In this article, we will focus on the method of "inverted list" or "inverted file", which has a number of attractive features. This is one of the simplest methods from the implementation perspective. It is slightly more difficult than the brute force method, but it is simpler than the grid method and spatial indexing. In terms of performance, this method delivers quite reasonable improvement compared to the brute force method, although it cannot compete with methods using spatial index structures. Unlike the grid method, this method does not require a rebuild operation as the spatial data set grows or shrinks.

The method of inverted list is based on an ordered data set. It imposes an order on elements using the values of one of the attributes. For a set of two dimensional points, this requirement implies that the set of Voronoi sites can be sorted by X-coordinate (or Y-coordinate) of a point. However, in computational geometry, a more suitable option is to use lexicographic ordering.

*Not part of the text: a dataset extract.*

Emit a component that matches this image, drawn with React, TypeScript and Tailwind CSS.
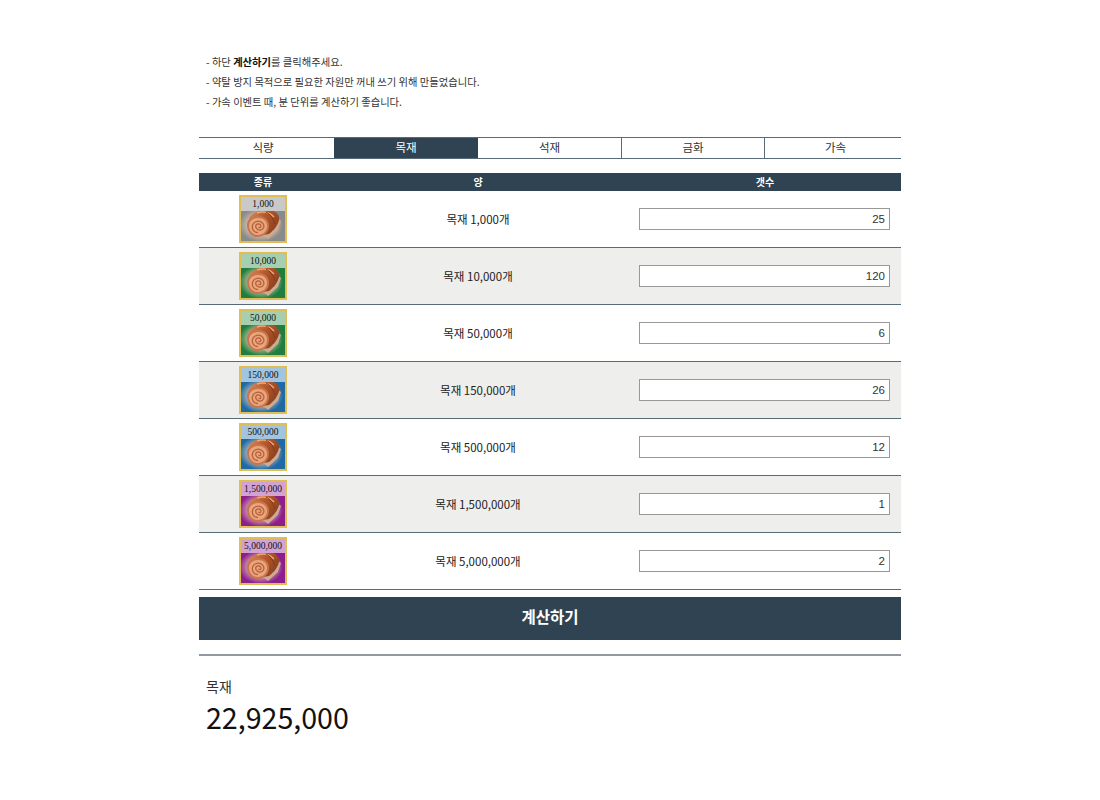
const font = "font-['Noto_Sans_CJK_KR','Noto_Sans',sans-serif]";

const rows = [
  { label: "1,000", text: "목재 1,000개", value: "25", bg: "bg-[#8a8a8a]", band: "bg-[#c9c9c9]" },
  { label: "10,000", text: "목재 10,000개", value: "120", bg: "bg-[#1f7d3f]", band: "bg-[#a5cfb0]" },
  { label: "50,000", text: "목재 50,000개", value: "6", bg: "bg-[#1f7d3f]", band: "bg-[#a5cfb0]" },
  { label: "150,000", text: "목재 150,000개", value: "26", bg: "bg-[#1f69a5]", band: "bg-[#a2c4de]" },
  { label: "500,000", text: "목재 500,000개", value: "12", bg: "bg-[#1f69a5]", band: "bg-[#a2c4de]" },
  { label: "1,500,000", text: "목재 1,500,000개", value: "1", bg: "bg-[#8d1f8d]", band: "bg-[#d2a3d2]" },
  { label: "5,000,000", text: "목재 5,000,000개", value: "2", bg: "bg-[#8d1f8d]", band: "bg-[#d2a3d2]" },
];

function LogArt() {
  return (
    <svg viewBox="0 0 44 44" className="absolute left-0 top-0 w-[44px] h-[44px]">
      <defs>
        <radialGradient id="glow" cx="50%" cy="50%" r="50%">
          <stop offset="45%" stopColor="#f0d4bc" stopOpacity="0.85" />
          <stop offset="100%" stopColor="#f0d4bc" stopOpacity="0" />
        </radialGradient>
        <linearGradient id="bark" x1="0" y1="0" x2="1" y2="0.6">
          <stop offset="0%" stopColor="#e09060" />
          <stop offset="50%" stopColor="#b5562a" />
          <stop offset="100%" stopColor="#8a4120" />
        </linearGradient>
      </defs>
      <ellipse cx="20" cy="28" rx="22" ry="17" fill="url(#glow)" />
      <path d="M34 20 L40 24 L37 33 L27 42 L22 38 Z" fill="#cdaa90" />
      <path d="M8 21 C12 15 22 12 29 13 C35 14 39 18 38 23 C37 28 33 33 28 37 L16 39 Z" fill="url(#bark)" />
      <path d="M16 16 C22 14 29 15 33 20" stroke="#eba878" strokeWidth="1.4" fill="none" />
      <path d="M25 15 C29 17 32 21 34 27" stroke="#7f3c1c" strokeWidth="1" fill="none" />
      <path d="M6 28 C6 22 11 19 17 19 C24 19 28 23 28 29 C28 35 23 40 16 40 C10 40 6 34 6 28 Z" fill="#c9754a" />
      <path d="M8 28.5 C8 24 12 21 17 21 C22.5 21 26 24.5 26 29 C26 34 22 38 16.5 38 C11.5 38 8 33.5 8 28.5 Z" fill="#e8a67e" />
      <path d="M16.5 35.5 C12 35.5 10.5 31 11.8 27.5 C13.3 24 18.5 23 21.5 26 C24.3 29 22.5 33.5 18.3 33 C15 32.5 14 29.5 15.3 27.7 C16.8 26.3 19.6 26.8 20 29 C20 30.4 18.8 31 17.8 30.3" stroke="#b9603a" strokeWidth="1.3" fill="none" strokeLinecap="round" />
    </svg>
  );
}

function ItemIcon({ label, bg, band }: { label: string; bg: string; band: string }) {
  return (
    <div className={`relative w-[48px] h-[48px] border-2 border-[#dfbe55] overflow-hidden ${bg}`}>
      <LogArt />
      <div className={`relative h-[14px] text-center text-[9.5px] leading-[15px] text-[#111] font-['Liberation_Serif',serif] ${band}`}>
        {label}
      </div>
    </div>
  );
}

const tabs = [
  { name: "식량", w: "w-[135px] pr-[7px]" },
  { name: "목재", w: "w-[144px]", active: true },
  { name: "석재", w: "w-[143px]" },
  { name: "금화", w: "w-[144px]" },
  { name: "가속", w: "flex-1 pl-[5px]" },
];

export default function App() {
  return (
    <div className={`w-[702px] ml-[199px] bg-white text-[#222] ${font}`}>
      <div className="pt-[52px] pl-[7px] text-[10.3px] leading-[20px] text-[#333] h-[137px]">
        <p>- 하단 <b className="font-bold text-[#111]">계산하기</b>를 클릭해주세요.</p>
        <p>- 약탈 방지 목적으로 필요한 자원만 꺼내 쓰기 위해 만들었습니다.</p>
        <p>- 가속 이벤트 때, 분 단위를 계산하기 좋습니다.</p>
      </div>

      <div className="flex h-[22px] border-y border-[#5a6b78] text-[11.5px]">
        {tabs.map((t, i) => (
          <div
            key={t.name}
            className={`${t.w} flex items-center justify-center ${t.active ? "bg-[#2f4352] text-white" : "text-[#333]"} ${i === 3 ? "border-x border-[#5a6b78]" : ""}`}
          >
            {t.name}
          </div>
        ))}
      </div>

      <div className="mt-[14px] grid grid-cols-[128px_302px_272px] h-[18px] bg-[#2f4352] text-white text-[10px] font-bold leading-[17px] text-center">
        <div>종류</div>
        <div>양</div>
        <div>갯수</div>
      </div>

      {rows.map((r, i) => (
        <div
          key={r.label}
          className={`grid grid-cols-[128px_302px_272px] items-center h-[57px] border-b border-[#5a6b78] ${i % 2 === 1 ? "bg-[#eeeeec]" : "bg-white"}`}
        >
          <div className="flex justify-center">
            <ItemIcon label={r.label} bg={r.bg} band={r.band} />
          </div>
          <div className="text-center text-[11.5px] leading-[18px] text-[#222]">{r.text}</div>
          <div className="pl-[10px] pr-[11px]">
            <input
              readOnly
              value={r.value}
              className="block w-full h-[22px] border border-[#999] bg-white text-right pr-[4px] text-[11.5px] text-[#333] font-['Liberation_Sans',sans-serif] outline-none"
            />
          </div>
        </div>
      ))}

      <button className="mt-[7px] block w-full h-[43px] pb-[3px] bg-[#2f4352] text-white text-[15.5px] font-bold">
        계산하기
      </button>

      <div className="mt-[14px] border-t-2 border-[#8f99a3] pt-[19px] pl-[7px]">
        <div className="text-[14px] leading-[22px] text-[#333]">목재</div>
        <div className="text-[28.6px] leading-[39px] text-[#111]">22,925,000</div>
      </div>
    </div>
  );
}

The key observation that helps develop the new more efficient nearest neighbor search algorithm is that the lexicographic order of sites significantly reduces the range of search. As the following Figure 4 shows, the order allows the algorithm to avoid the search in regions, which are quite distant from a query point. Thus, unlike an unordered set, there is no need to compute the distance between a query point and each site. This fact explains the performance gain over the brute force method.

Figure 4: The nearest neighbor search in an ordered set of points. The X-coordinate of the query point (in red) intersects the red line segment between two start points of forward and backward sequential searches. The gray area contains the minimal subset of points to be visited by the algorithm.

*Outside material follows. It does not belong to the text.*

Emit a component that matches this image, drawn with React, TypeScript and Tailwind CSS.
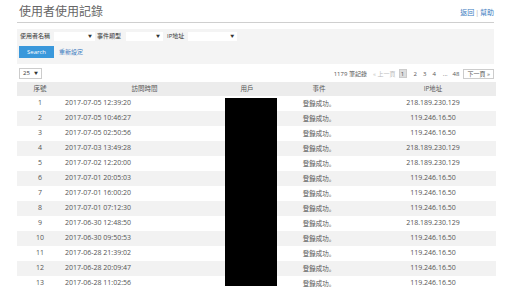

The improved nearest neighbor search algorithm has two stages. First, the algorithm finds a given query point an initial position in the set of sites. This position provides two sites whose X-coordinates form the range, which contains the X-coordinate of the query point. Then, the initial position is used to start two sequential searches in increasing and decreasing lexicographic order of sites. A search moves forward or backward and computes the distance between a query point and a current site. Each search stops when the absolute value of the difference between X-coordinates of a query point and a current site is greater than the computed minimum distance from the query point to a site in the processed subset.

The following C++ code illustrates the computation of the minimum distance using forward search of this algorithm:

while ( it_cur != it_end ) 
{
    dist_cur = Distance ( *it_cur , pnt ) ; 
    dist_x   = fabs( it_cur->X() - pnt.X() ) ; 

    if ( dist_cur < dist_min ) 
        dist_min = dist_cur ; 

    if ( dist_x > dist_min ) 
        break ; 

    ++it_cur ; 
}

This piece of code is only slightly longer than a typical implementation in the brute force method:

for (  ; it_cur != it_end ; ++it_cur ) 
{
    dist_cur = Distance ( *it_cur , pnt ) ; 

    if ( dist_cur < dist_min ) 
        dist_min = dist_cur ; 
}

Computational Complexity

The performance of this algorithm is determined by the second stage of processing. On average, the running time of each sequential search is proportional to the square root of the number of sites. The search for an initial position is more efficient. In an ordered container, it has logarithmic running time in the worst case.

In theory, square root running time does not look quite impressive. However, compared to the brute force search, the discussed algorithm offers a performance improvement by orders of magnitude. For instance, when the number of Voronoi sites is 10,000, this algorithm is 100 times faster than linear search.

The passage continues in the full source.